BEGIN LISTED RECORDS

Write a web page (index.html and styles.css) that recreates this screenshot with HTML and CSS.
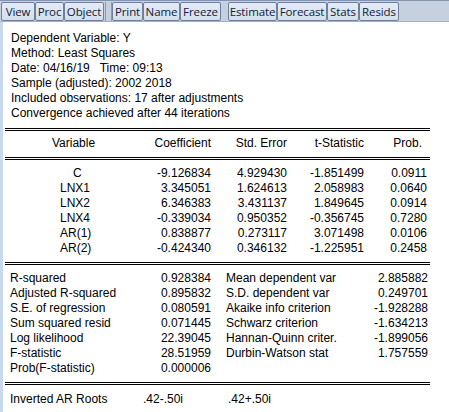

END LISTED RECORDS
BEGIN LISTED RECORDS

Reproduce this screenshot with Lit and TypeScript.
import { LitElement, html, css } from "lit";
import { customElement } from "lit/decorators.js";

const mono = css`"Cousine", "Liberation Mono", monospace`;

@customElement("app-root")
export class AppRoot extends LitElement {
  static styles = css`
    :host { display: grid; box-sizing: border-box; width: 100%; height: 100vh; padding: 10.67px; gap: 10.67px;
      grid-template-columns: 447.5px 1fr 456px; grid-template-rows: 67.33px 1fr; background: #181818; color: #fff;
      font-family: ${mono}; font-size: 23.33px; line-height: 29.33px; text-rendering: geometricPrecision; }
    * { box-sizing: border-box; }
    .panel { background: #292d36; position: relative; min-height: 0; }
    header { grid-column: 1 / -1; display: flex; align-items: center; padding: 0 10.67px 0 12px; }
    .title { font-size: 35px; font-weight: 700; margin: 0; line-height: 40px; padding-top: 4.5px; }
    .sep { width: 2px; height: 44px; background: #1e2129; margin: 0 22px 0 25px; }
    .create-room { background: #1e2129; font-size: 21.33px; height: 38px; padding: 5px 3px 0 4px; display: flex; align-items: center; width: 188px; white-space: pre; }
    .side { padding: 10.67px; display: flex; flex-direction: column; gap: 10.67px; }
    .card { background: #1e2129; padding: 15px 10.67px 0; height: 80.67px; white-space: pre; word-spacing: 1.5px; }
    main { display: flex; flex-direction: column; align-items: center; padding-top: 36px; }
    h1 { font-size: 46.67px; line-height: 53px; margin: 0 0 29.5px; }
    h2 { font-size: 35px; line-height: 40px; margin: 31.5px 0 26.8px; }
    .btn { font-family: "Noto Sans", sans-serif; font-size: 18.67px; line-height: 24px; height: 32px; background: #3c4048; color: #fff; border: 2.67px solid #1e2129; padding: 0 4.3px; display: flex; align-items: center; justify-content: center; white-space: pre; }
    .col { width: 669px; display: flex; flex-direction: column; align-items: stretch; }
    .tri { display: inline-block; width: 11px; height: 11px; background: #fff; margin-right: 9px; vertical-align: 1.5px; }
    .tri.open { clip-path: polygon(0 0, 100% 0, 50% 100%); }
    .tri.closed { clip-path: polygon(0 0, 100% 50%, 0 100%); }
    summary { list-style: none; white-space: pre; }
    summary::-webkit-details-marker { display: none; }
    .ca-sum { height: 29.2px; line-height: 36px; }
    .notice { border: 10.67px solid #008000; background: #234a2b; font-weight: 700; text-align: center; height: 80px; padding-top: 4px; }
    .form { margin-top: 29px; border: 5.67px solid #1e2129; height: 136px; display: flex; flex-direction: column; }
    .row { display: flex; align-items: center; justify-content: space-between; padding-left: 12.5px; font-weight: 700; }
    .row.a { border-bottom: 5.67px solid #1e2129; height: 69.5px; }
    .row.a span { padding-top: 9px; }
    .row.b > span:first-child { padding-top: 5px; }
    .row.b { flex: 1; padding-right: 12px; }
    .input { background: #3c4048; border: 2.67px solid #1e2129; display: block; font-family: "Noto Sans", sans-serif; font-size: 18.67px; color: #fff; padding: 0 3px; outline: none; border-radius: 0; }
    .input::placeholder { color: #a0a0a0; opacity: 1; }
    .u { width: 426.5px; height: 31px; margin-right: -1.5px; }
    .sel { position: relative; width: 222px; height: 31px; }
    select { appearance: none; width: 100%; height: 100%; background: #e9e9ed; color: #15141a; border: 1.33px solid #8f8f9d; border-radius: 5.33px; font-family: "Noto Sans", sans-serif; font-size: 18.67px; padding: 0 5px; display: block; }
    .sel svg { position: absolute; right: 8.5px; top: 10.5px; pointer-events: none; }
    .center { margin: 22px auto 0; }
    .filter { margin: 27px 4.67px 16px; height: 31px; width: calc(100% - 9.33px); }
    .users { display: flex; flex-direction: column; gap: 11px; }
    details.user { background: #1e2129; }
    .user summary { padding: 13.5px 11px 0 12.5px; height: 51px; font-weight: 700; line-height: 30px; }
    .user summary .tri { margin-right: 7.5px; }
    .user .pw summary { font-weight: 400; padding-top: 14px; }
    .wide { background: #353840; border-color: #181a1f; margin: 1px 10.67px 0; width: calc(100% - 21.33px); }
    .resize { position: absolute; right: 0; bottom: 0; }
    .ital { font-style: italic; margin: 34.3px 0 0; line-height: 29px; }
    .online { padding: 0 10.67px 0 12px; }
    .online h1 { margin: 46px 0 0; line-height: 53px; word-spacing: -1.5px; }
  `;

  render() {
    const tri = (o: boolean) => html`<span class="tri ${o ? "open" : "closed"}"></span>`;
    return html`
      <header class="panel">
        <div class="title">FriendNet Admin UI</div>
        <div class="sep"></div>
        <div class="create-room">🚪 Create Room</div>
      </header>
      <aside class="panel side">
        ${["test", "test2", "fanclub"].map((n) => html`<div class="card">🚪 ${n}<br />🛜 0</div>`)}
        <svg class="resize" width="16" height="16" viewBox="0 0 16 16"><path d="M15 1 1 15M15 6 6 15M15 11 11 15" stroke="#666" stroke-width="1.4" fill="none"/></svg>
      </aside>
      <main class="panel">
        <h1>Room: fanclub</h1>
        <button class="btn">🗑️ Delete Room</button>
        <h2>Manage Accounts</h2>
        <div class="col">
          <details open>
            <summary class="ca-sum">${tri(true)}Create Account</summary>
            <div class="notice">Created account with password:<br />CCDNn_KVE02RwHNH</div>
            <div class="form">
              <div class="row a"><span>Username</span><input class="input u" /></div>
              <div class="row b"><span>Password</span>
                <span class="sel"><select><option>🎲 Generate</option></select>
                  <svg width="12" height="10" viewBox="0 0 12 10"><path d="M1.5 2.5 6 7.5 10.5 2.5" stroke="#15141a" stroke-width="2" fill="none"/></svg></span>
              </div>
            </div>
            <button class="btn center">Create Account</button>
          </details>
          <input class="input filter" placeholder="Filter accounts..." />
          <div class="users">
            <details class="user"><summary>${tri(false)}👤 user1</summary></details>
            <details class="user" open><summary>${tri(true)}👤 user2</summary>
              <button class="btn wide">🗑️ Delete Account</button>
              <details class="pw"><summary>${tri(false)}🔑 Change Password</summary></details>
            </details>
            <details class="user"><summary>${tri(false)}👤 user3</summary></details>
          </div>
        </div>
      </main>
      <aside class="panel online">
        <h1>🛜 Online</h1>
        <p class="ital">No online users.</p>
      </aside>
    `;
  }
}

END LISTED RECORDS

● STATED EXERCISE
Return, from the data, each line that has the word "screenshot" in it.

● THE SOLUTION
Write a web page (index.html and styles.css) that recreates this screenshot with HTML and CSS.
Reproduce this screenshot with Lit and TypeScript.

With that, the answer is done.